Copy out each line of the material in which the word "components" appears.

| Data lines |
▼▼▼

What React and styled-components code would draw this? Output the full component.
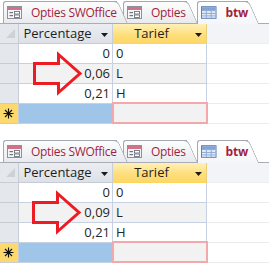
import React from "react"
import styled, { createGlobalStyle } from "styled-components"

const GlobalStyle = createGlobalStyle`
  html, body {
    margin: 0;
    padding: 0;
    background: #fff;
  }
  body {
    font-family: "Open Sans", "Noto Sans", sans-serif;
  }
`

const panels = [
  { rate: "0,06", arrowX: 0 },
  { rate: "0,09", arrowX: -1 },
]

const tabs = [
  { label: "Opties SWOffice", icon: "form", width: 114, offset: 3 },
  { label: "Opties", icon: "form", width: 64, offset: 6 },
  { label: "btw", icon: "table", width: 51, offset: 10, active: true },
]

const FormIcon = () => (
  <svg width="15" height="13" viewBox="0 0 15 13">
    <rect x="0.5" y="0.5" width="14" height="12" fill="#f6f6f6" stroke="#8b9099" />
    <rect x="1" y="1" width="13" height="3" fill="#d2718a" />
    <rect x="2.5" y="6" width="3.5" height="1.2" fill="#6f7580" />
    <rect x="2.5" y="9" width="3.5" height="1.2" fill="#6f7580" />
    <rect x="7.5" y="5.5" width="5" height="2.5" fill="#fff" stroke="#6f7580" strokeWidth="0.9" />
    <rect x="7.5" y="9" width="5" height="2.5" fill="#fff" stroke="#6f7580" strokeWidth="0.9" />
  </svg>
)

const TableIcon = () => (
  <svg width="16" height="13" viewBox="0 0 16 13">
    <rect x="0.5" y="0.5" width="15" height="12" fill="#e3ecf8" stroke="#5c80b6" />
    <rect x="1" y="1" width="14" height="3" fill="#7fa3d6" />
    <path d="M5.5 1v11M10.5 1v11M1 4.5h14M1 7.5h14M1 10h14" stroke="#8fa9d2" strokeWidth="1" />
  </svg>
)

const Triangle = ({ color = "#1b1b1b" }) => (
  <svg width="7" height="4" viewBox="0 0 7 4">
    <path d="M0 0h7L3.5 4z" fill={color} />
  </svg>
)

const Asterisk = () => (
  <svg width="11" height="11" viewBox="0 0 11 11">
    <path d="M5.5 0.5v10M0.5 5.5h10M2 2l7 7M9 2l-7 7" stroke="#111" strokeWidth="1.1" />
  </svg>
)

function Panel({ rate, arrowX }) {
  const rows = [
    { left: "0", right: "0" },
    { left: rate, right: "L", alt: true },
    { left: "0,21", right: "H" },
  ]
  return (
    <PanelWrap>
      <TabBar>
        {tabs.map((t, i) => (
          <Tab
            key={t.label}
            $width={t.width}
            $offset={t.offset}
            $active={t.active}
            $z={t.active ? 10 : 5 - i}
          >
            {t.icon === "form" ? <FormIcon /> : <TableIcon />}
            <TabLabel $active={t.active}>{t.label}</TabLabel>
          </Tab>
        ))}
      </TabBar>
      <Row>
        <SelectAll>
          <svg width="9" height="9" viewBox="0 0 9 9">
            <path d="M9 0v9H0z" fill="#cdd1d8" />
          </svg>
        </SelectAll>
        <HeadCell>
          <HeadText>Percentage</HeadText>
          <DropButton>
            <Triangle />
          </DropButton>
        </HeadCell>
        <HeadCell $active>
          <HeadText>Tarief</HeadText>
          <DropButton>
            <Triangle />
          </DropButton>
        </HeadCell>
        <HeadFiller />
      </Row>
      {rows.map((r, i) => (
        <Row key={i}>
          <Selector />
          <NumCell $alt={r.alt}>{r.left}</NumCell>
          <TextCell $alt={r.alt}>{r.right}</TextCell>
          <Filler />
        </Row>
      ))}
      <Row>
        <Selector $new>
          <Asterisk />
        </Selector>
        <NumCell $selected />
        <TextCell $focused />
        <Filler />
      </Row>
      <ArrowMark $x={arrowX} width="100" height="124" viewBox="0 0 100 124">
        <polygon
          points="34.5,63.5 58.5,63.5 58.5,54.5 80,73.5 58.5,92.5 58.5,83.5 34.5,83.5"
          fill="none"
          stroke="#ed1c24"
          strokeWidth="3"
          strokeLinejoin="miter"
        />
      </ArrowMark>
    </PanelWrap>
  )
}

export default function App() {
  return (
    <Page>
      <GlobalStyle />
      {panels.map((p, i) => (
        <Panel key={i} {...p} />
      ))}
    </Page>
  )
}

const Page = styled.div`
  width: 269px;
  display: flex;
  flex-direction: column;
  gap: 15px;
`

const PanelWrap = styled.div`
  position: relative;
  display: flex;
  flex-direction: column;
`

const TabBar = styled.div`
  height: 23px;
  display: flex;
  align-items: flex-end;
  border-bottom: 1px solid #a7adb6;
  background: #fff;
`

const Tab = styled.div`
  position: relative;
  z-index: ${(p) => p.$z};
  box-sizing: border-box;
  width: ${(p) => p.$width}px;
  margin-left: ${(p) => p.$offset}px;
  height: ${(p) => (p.$active ? 23 : 22)}px;
  margin-bottom: ${(p) => (p.$active ? -1 : 0)}px;
  display: flex;
  align-items: center;
  gap: 9px;
  padding-left: 3px;
  padding-bottom: 1px;
  border: 1px solid #a3a9b2;
  border-right: none;
  border-bottom: none;
  border-top-left-radius: 3px;
  background: ${(p) =>
    p.$active
      ? "linear-gradient(#ffffff, #f5f6f9)"
      : "linear-gradient(#fdfdfd, #e8eaee)"};

  &::after {
    content: "";
    position: absolute;
    z-index: -1;
    top: -1px;
    left: calc(100% - 14px);
    width: 14px;
    height: 100%;
    border-top: 1px solid #a3a9b2;
    border-right: 1px solid #a3a9b2;
    border-top-right-radius: 5px;
    background: inherit;
    transform: skewX(24deg);
    transform-origin: top left;
  }
`

const TabLabel = styled.span`
  font-size: 12px;
  letter-spacing: ${(p) => (p.$active ? "-0.2px" : "-0.3px")};
  font-weight: ${(p) => (p.$active ? 700 : 400)};
  color: #a21f3d;
  white-space: nowrap;
`

const Row = styled.div`
  display: grid;
  grid-template-columns: 19px 94px 94px 1fr;
  height: 20px;
`

const SelectAll = styled.div`
  box-sizing: border-box;
  display: flex;
  align-items: flex-end;
  justify-content: flex-end;
  padding: 0 3px 5px 0;
  background: #e4e7ec;
  border-right: 1px solid #c8cdd5;
  border-bottom: 1px solid #c8cdd5;
`

const HeadCell = styled.div`
  box-sizing: border-box;
  display: flex;
  align-items: center;
  border-right: 1px solid ${(p) => (p.$active ? "#e9cf78" : "#c6cfdd")};
  border-bottom: 1px solid ${(p) => (p.$active ? "#fbd760" : "#c6ccd6")};
  background: ${(p) =>
    p.$active
      ? "linear-gradient(#fff0b8, #fedf7e 55%, #fdd766)"
      : "linear-gradient(#ebedf1, #dde1e7)"};
`

const HeadText = styled.span`
  flex: 1;
  text-align: center;
  font-size: 13px;
  line-height: 19px;
  color: #1e1e1e;
`

const DropButton = styled.span`
  width: 16px;
  display: flex;
  align-items: center;
  justify-content: center;
  padding-top: 2px;
`

const HeadFiller = styled.div`
  background: #f3f4f8;
  border-bottom: 1px solid #eceef3;
`

const Selector = styled.div`
  box-sizing: border-box;
  display: flex;
  align-items: center;
  justify-content: center;
  padding-right: 2px;
  background: ${(p) => (p.$new ? "#fdd86c" : "#e4e7ec")};
  border-right: 1px solid #c8cdd5;
  border-bottom: 1px solid #c8cdd5;
`

const Cell = styled.div`
  box-sizing: border-box;
  font-size: 13px;
  line-height: 19px;
  color: #262626;
  border-right: 1px solid #c6d1e4;
  border-bottom: 1px solid #c6d1e4;
  background: ${(p) => (p.$selected ? "#9fc5e8" : p.$alt || p.$focused ? "#f2f2f2" : "#fff")};
`

const NumCell = styled(Cell)`
  text-align: right;
  padding-right: 2px;
`

const TextCell = styled(Cell)`
  position: relative;
  padding-left: 3px;

  ${(p) =>
    p.$focused &&
    `
    &::after {
      content: "";
      position: absolute;
      top: -2px;
      left: -1px;
      right: -2px;
      bottom: -1px;
      border: 2px solid #f4a8ac;
    }
  `}
`

const Filler = styled.div`
  background: #fff;
  border-bottom: 1px solid #ececec;
`

const ArrowMark = styled.svg`
  position: absolute;
  top: 0;
  left: ${(p) => p.$x}px;
  pointer-events: none;
`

▲▲▲

| Response to this task |
What React and styled-components code would draw this? Output the full component.
import styled, { createGlobalStyle } from "styled-components"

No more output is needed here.